- **TO DO**
Take the lines from the top down to and including the one with "143, 275, 102];" and repeat them exactly. Omit images.

- **RECORDED DATA**
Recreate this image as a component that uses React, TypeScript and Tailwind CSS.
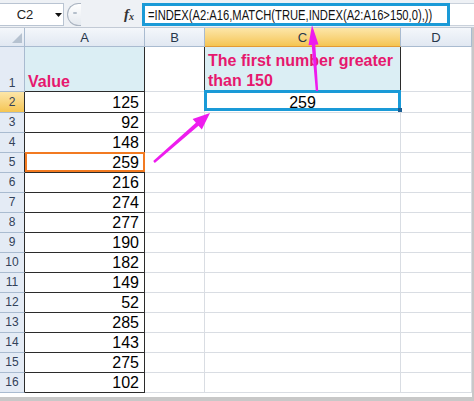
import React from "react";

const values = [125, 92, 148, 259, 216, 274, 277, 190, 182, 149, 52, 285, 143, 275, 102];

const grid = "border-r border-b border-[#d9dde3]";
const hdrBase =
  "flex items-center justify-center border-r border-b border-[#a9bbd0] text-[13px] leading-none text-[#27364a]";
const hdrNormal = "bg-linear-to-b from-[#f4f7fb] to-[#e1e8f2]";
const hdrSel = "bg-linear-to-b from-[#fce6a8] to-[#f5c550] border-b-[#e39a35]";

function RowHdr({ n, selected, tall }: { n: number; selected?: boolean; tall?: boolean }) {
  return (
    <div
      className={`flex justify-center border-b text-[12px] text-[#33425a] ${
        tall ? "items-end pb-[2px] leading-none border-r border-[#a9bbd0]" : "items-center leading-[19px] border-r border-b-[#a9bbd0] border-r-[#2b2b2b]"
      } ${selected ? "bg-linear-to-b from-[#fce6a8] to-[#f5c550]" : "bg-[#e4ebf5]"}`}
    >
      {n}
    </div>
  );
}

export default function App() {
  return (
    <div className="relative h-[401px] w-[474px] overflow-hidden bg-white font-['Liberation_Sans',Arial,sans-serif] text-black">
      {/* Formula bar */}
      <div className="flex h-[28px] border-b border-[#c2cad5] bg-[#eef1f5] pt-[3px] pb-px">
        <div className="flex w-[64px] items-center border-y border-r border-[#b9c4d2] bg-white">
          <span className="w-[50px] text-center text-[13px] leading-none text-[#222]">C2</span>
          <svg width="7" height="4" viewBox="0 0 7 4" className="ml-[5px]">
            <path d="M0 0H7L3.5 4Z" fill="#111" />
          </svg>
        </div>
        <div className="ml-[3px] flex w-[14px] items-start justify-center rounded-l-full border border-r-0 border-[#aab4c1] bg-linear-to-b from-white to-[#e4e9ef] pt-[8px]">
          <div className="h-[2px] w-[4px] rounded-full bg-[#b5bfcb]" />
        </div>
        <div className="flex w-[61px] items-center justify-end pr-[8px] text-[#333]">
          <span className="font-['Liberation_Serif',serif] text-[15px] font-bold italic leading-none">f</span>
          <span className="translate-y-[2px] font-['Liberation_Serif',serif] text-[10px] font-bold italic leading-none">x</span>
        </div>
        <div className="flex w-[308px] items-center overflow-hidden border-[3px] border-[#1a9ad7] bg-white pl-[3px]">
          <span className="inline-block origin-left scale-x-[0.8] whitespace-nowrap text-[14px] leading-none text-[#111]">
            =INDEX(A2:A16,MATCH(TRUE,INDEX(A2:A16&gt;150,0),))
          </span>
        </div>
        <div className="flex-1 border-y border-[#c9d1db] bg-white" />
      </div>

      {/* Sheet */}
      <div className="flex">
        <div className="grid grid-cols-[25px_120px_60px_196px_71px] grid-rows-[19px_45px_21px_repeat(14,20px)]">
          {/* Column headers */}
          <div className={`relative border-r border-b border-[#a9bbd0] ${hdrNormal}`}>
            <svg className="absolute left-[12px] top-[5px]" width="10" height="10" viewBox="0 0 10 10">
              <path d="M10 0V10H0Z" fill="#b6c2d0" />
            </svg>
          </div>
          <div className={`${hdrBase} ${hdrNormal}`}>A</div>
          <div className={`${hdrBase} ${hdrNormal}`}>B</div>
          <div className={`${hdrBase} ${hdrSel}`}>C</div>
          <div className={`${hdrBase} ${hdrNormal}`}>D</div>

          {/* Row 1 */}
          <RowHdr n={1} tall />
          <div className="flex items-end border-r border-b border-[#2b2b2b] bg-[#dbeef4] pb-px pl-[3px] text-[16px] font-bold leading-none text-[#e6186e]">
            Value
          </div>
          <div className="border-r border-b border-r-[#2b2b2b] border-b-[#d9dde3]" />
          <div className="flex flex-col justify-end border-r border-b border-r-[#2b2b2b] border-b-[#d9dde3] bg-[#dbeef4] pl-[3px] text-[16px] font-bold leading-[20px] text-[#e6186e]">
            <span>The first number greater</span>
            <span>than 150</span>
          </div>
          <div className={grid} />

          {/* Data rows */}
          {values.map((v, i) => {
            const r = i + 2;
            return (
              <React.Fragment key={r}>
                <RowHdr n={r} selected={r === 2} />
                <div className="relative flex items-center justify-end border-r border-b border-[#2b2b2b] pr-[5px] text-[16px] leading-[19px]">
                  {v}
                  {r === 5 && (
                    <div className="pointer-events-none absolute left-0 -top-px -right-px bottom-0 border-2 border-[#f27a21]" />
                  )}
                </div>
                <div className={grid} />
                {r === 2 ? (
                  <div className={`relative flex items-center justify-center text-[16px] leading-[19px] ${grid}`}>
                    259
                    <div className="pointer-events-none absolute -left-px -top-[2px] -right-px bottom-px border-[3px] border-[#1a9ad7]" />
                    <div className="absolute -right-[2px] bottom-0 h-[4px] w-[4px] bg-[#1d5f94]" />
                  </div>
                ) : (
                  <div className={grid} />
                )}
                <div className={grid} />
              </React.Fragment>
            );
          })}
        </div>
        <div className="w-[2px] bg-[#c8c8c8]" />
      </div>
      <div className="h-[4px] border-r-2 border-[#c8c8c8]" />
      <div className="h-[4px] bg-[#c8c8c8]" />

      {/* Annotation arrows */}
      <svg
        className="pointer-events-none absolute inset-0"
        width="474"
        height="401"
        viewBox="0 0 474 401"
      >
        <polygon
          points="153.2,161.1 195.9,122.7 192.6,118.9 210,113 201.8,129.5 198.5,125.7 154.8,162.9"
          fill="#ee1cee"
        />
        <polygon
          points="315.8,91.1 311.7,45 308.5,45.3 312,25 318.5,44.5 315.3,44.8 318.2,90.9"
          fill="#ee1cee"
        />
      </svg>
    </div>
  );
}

- **SOLUTION TO THIS EXERCISE**
Recreate this image as a component that uses React, TypeScript and Tailwind CSS.
import React from "react";

const values = [125, 92, 148, 259, 216, 274, 277, 190, 182, 149, 52, 285, 143, 275, 102];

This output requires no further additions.